“Follow Your Heart”
My Grandfathers words that Inspired it all
I fell in love with the art of travel through the stories and escapades of my late grandfather, Douglas Marchant. As a child I remember the faint background music of Mozart, Bach, Chopin serenading the air of my grandparents home. I recall the dry smell of tobacco, wafting in from my grandfathers study, and the clanking ice of a gentleman’s glass as he sipped down his last swig of scotch.
As children, my mother told my two brothers and I that we were not to head to the back of the house where my grandfather kept his most precious finds he gathered throughout his travels. His study was a museum in and of itself. It was a magical place full of history, intrigue, adventure, and culture.
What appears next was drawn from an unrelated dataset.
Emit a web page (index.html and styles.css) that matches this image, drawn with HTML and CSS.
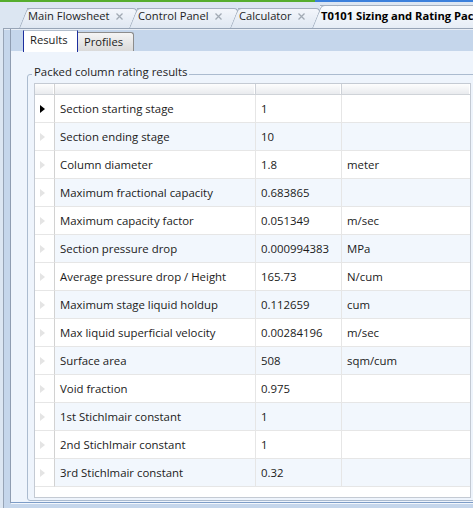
FILE: index.html
```html
<!DOCTYPE html>
<html lang="en">
<head>
  <meta charset="UTF-8" />
  <title>T0101 Sizing and Rating Packed Column</title>
  <link rel="stylesheet" href="styles.css">
</head>
<body>
  <div class="accent">
    <div class="accent-green"></div>
    <div class="accent-blue"></div>
  </div>

  <div class="doc-tabs">
    <div class="doc-tab tab-main">
      <span class="label">Main Flowsheet</span>
      <svg class="close" width="7" height="7" viewBox="0 0 7 7"><path d="M0.5 0.5 L6.5 6.5 M6.5 0.5 L0.5 6.5" /></svg>
    </div>
    <div class="doc-tab tab-control">
      <span class="label">Control Panel</span>
      <svg class="close" width="7" height="7" viewBox="0 0 7 7"><path d="M0.5 0.5 L6.5 6.5 M6.5 0.5 L0.5 6.5" /></svg>
    </div>
    <div class="doc-tab tab-calc">
      <span class="label">Calculator</span>
      <svg class="close" width="7" height="7" viewBox="0 0 7 7"><path d="M0.5 0.5 L6.5 6.5 M6.5 0.5 L0.5 6.5" /></svg>
    </div>
    <div class="doc-tab active">
      <span class="label">T0101 Sizing and Rating Packed Column</span>
    </div>
  </div>

  <div class="doc-frame">
    <div class="tabctl">
      <div class="page-tabs">
        <div class="page-tab selected">Results</div>
        <div class="page-tab">Profiles</div>
      </div>

      <div class="page">
        <fieldset class="group">
          <legend>Packed column rating results</legend>
          <div class="grid">
            <div class="grid-row grid-head">
              <div class="rh"></div><div></div><div></div><div></div>
            </div>
            <div class="grid-row">
              <div class="rh"><span class="arrow current"></span></div>
              <div>Section starting stage</div><div>1</div><div></div>
            </div>
            <div class="grid-row alt">
              <div class="rh"><span class="arrow"></span></div>
              <div>Section ending stage</div><div>10</div><div></div>
            </div>
            <div class="grid-row">
              <div class="rh"><span class="arrow"></span></div>
              <div>Column diameter</div><div>1.8</div><div>meter</div>
            </div>
            <div class="grid-row alt">
              <div class="rh"><span class="arrow"></span></div>
              <div>Maximum fractional capacity</div><div>0.683865</div><div></div>
            </div>
            <div class="grid-row">
              <div class="rh"><span class="arrow"></span></div>
              <div>Maximum capacity factor</div><div>0.051349</div><div>m/sec</div>
            </div>
            <div class="grid-row alt">
              <div class="rh"><span class="arrow"></span></div>
              <div>Section pressure drop</div><div>0.000994383</div><div>MPa</div>
            </div>
            <div class="grid-row">
              <div class="rh"><span class="arrow"></span></div>
              <div>Average pressure drop / Height</div><div>165.73</div><div>N/cum</div>
            </div>
            <div class="grid-row alt">
              <div class="rh"><span class="arrow"></span></div>
              <div>Maximum stage liquid holdup</div><div>0.112659</div><div>cum</div>
            </div>
            <div class="grid-row">
              <div class="rh"><span class="arrow"></span></div>
              <div>Max liquid superficial velocity</div><div>0.00284196</div><div>m/sec</div>
            </div>
            <div class="grid-row alt">
              <div class="rh"><span class="arrow"></span></div>
              <div>Surface area</div><div>508</div><div>sqm/cum</div>
            </div>
            <div class="grid-row">
              <div class="rh"><span class="arrow"></span></div>
              <div>Void fraction</div><div>0.975</div><div></div>
            </div>
            <div class="grid-row alt">
              <div class="rh"><span class="arrow"></span></div>
              <div>1st Stichlmair constant</div><div>1</div><div></div>
            </div>
            <div class="grid-row">
              <div class="rh"><span class="arrow"></span></div>
              <div>2nd Stichlmair constant</div><div>1</div><div></div>
            </div>
            <div class="grid-row alt">
              <div class="rh"><span class="arrow"></span></div>
              <div>3rd Stichlmair constant</div><div>0.32</div><div></div>
            </div>
          </div>
        </fieldset>
      </div>
    </div>
  </div>
</body>
</html>
```

FILE: styles.css
```css
* {
  box-sizing: border-box;
}
body {
  margin: 0;
  width: 473px;
  height: 508px;
  overflow: hidden;
  background-color: #dce6f2;
  font-family: "Open Sans", sans-serif;
  font-size: 11.2px;
  color: #1b1b1b;
}

/* top accent line */
.accent {
  display: flex;
  height: 2px;
}
.accent-green {
  width: 315px;
  background-color: #55ad2e;
}
.accent-blue {
  flex: 1;
  background-color: #3b80dc;
}

/* document tabs */
.doc-tabs {
  display: flex;
  align-items: flex-end;
  height: 26px;
  padding-left: 27px;
  white-space: nowrap;
}
.doc-tab {
  position: relative;
  z-index: 1;
  flex-shrink: 0;
  display: flex;
  align-items: flex-start;
  height: 20px;
  padding: 0 0 0 1px;
  line-height: 12px;
  background: linear-gradient(#f3f6fb, #dfe7f2);
  border-top: 1px solid #a4b0c0;
  border-right: 1px solid #a4b0c0;
  border-top-right-radius: 4px;
  color: #1e1e1e;
}
.doc-tab::before {
  content: "";
  position: absolute;
  z-index: -1;
  top: -1px;
  bottom: 0;
  left: -8px;
  width: 16px;
  background: linear-gradient(#f3f6fb, #dfe7f2);
  border-left: 1px solid #a4b0c0;
  border-top: 1px solid #a4b0c0;
  border-top-left-radius: 4px;
  transform: skewX(-22deg);
  transform-origin: bottom left;
}
.doc-tab .label {
  padding-top: 1px;
}
.tab-main {
  width: 110px;
}
.tab-control {
  width: 101px;
}
.tab-calc {
  width: 82px;
}
.doc-tab.active {
  z-index: 2;
  flex-grow: 1;
  height: 23px;
  padding-top: 3px;
  font-weight: bold;
  color: #000;
  background: linear-gradient(#fafcfe, #e6edf6);
}
.doc-tab.active::before {
  background: linear-gradient(#fafcfe, #e6edf6);
}
.close {
  margin: 4px 0 0 6px;
  fill: none;
  stroke: #a2aab4;
  stroke-width: 1.3;
}

/* frame holding the property tabs */
.doc-frame {
  height: 480px;
  margin-left: 3px;
  padding-left: 6px;
  border-left: 1px solid #97a4b6;
  border-top: 1px solid #97a4b6;
  box-shadow: inset 0 1px #e8eef6;
  background-color: #c5d6eb;
}
.tabctl {
  border-left: 1px solid #8f9db1;
}
.page-tabs {
  display: flex;
  align-items: flex-end;
  height: 22px;
  padding: 1px 0 0 12px;
}
.page-tab {
  width: 56px;
  height: 19px;
  padding: 1px 0 0 6px;
  line-height: 15px;
  background: linear-gradient(#f5f5f5, #dadada);
  border: 1px solid #8c8c8c;
  border-left: none;
  border-bottom: none;
  border-top-right-radius: 3px;
}
.page-tab.selected {
  position: relative;
  z-index: 1;
  width: 55px;
  height: 22px;
  margin-bottom: -1px;
  background: #fff;
  border-top: 1px solid #b3bfcd;
  border-left: 1px solid #1d2f9e;
  border-right: 1px solid #1d2f9e;
  border-radius: 0;
}

.page {
  height: 452px;
  padding: 13px 0 0 16px;
  background-color: #eef4fc;
  border-bottom: 1px solid #7c9cc7;
  box-shadow: 0 1px #f3f7fc;
}

/* group box */
.group {
  margin: 0 -4px 0 0;
  padding: 0 0 2px 4px;
  border: 1px solid #abbbcf;
  border-radius: 3px;
  font-size: 11.4px;
}
.group legend {
  padding: 0 2px 5px;
  line-height: 15px;
  color: #1e1e1e;
}

/* data grid */
.grid {
  width: 437px;
  height: 415px;
  margin: -1px 0 0 2px;
  border: 1px solid #c4cad3;
  background-color: #fff;
}
.grid-row {
  display: grid;
  grid-template-columns: 20px 201px 86px 128px;
  height: 28px;
}
.grid-row > div {
  display: flex;
  align-items: center;
  padding-left: 5px;
  border-right: 1px solid #e6e6e6;
  border-bottom: 1px solid #e6e6e6;
  white-space: nowrap;
}
.grid-row > div:last-child {
  border-right: none;
}
.grid-row > .rh {
  border-right-color: #d2d2d2;
}
.grid-row.alt > div {
  background-color: #f2f7fd;
}
.grid-row.alt > .rh {
  background-color: #fff;
}
.grid-head {
  height: 11px;
}
.grid-head > div {
  background: linear-gradient(#fdfdfd, #e9ebee);
  border-right: 1px solid #cdd1d7;
  border-bottom: 1px solid #cfd3d8;
  box-shadow: inset -1px 0 #fff;
}
.arrow {
  width: 0;
  height: 0;
  border-left: 5px solid #e4e4e4;
  border-top: 4px solid transparent;
  border-bottom: 4px solid transparent;
}
.arrow.current {
  border-left-color: #000;
}
```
One day, I snuck toward my grandfathers study while my grandmother and mother were not looking. I followed the soft orchestral music, coming from an old record player. Peeking my head around the corner of his study, I remember seeing my Grandfather, dressed in slacks and suspenders and a well pressed white shirt sitting over his dimly lit but elaborate oak desk. Dressed to the nines, He wore his staple Irish cap, a corncob pipe dangling from his lips, and was scanning a journal entry he was submitting to a fishing magazine. He saw me. I guess I didn’t conceal myself too well, my enthusiasm getting the best of me. With warm and magnetic blue eyes, he peered up over his reading glasses. He smiled, told me to come in. That day, my world would change forever.
Feeling as if I was entering some forbidden Kingdom, I slowly snuck out from my hiding spot and bashfully entered. My grandfather leaned back in his desk chair and smiled as I passed things my eyes had never seen before.
As I sat down beside him, my grandfather opened a drawer and pulled out a brass captains spy glass. He handed it over. “ There is so much to see in the world, you can look through it with this, or this”. He pointed to my heart. He told me that everything in his study was just “things”, trinkets, and memories. He encouraged me to follow my heart and to seek out knowledge, to never stop learning, but he never had to say much as I would ramble off a hundred questions about what everything was and where it came from. His response would be a magnetic warm smile and eyes that held the answers but would not give them. I know now that what he held back was for me to discover on my own, just as he did.
And then he showed me something that ill never forget and has stuck with me until this day. on his desk, beside his travel journal, which documented all of his expeditions, he had an old deck of playing cards. He took them out and told me to watch. He held out one card, twirled it in the air, waved it slowly and made it vanish! I lit up with excitement. Then, with the flick of his wrist he made it appear again. He smiled and said, “Would you like to know how it’s done?” I jumped out of my seat, an eager boy as I was, and pleaded yes. “It takes hard work to do anything well. To master it will take your lifetime, but nothing ever substitutes determination and hard work. I will show you and next time I see you I want you to show me how you have progressed. If I see you have been practicing, I will show you something else, but not until then. This is not an easy move but I believe in you.” I promised him I would practice everyday. “You have a big heart Richie, the world is your playground. Just remember as smart as you are that everything I show you must always be practiced and performed from here” He pointed to my heart again. I never stopped following my heart since that day, no matter the hardships, or the setbacks. He taught me that life was hard, but the spirit could endure, and exploring that was the real magic.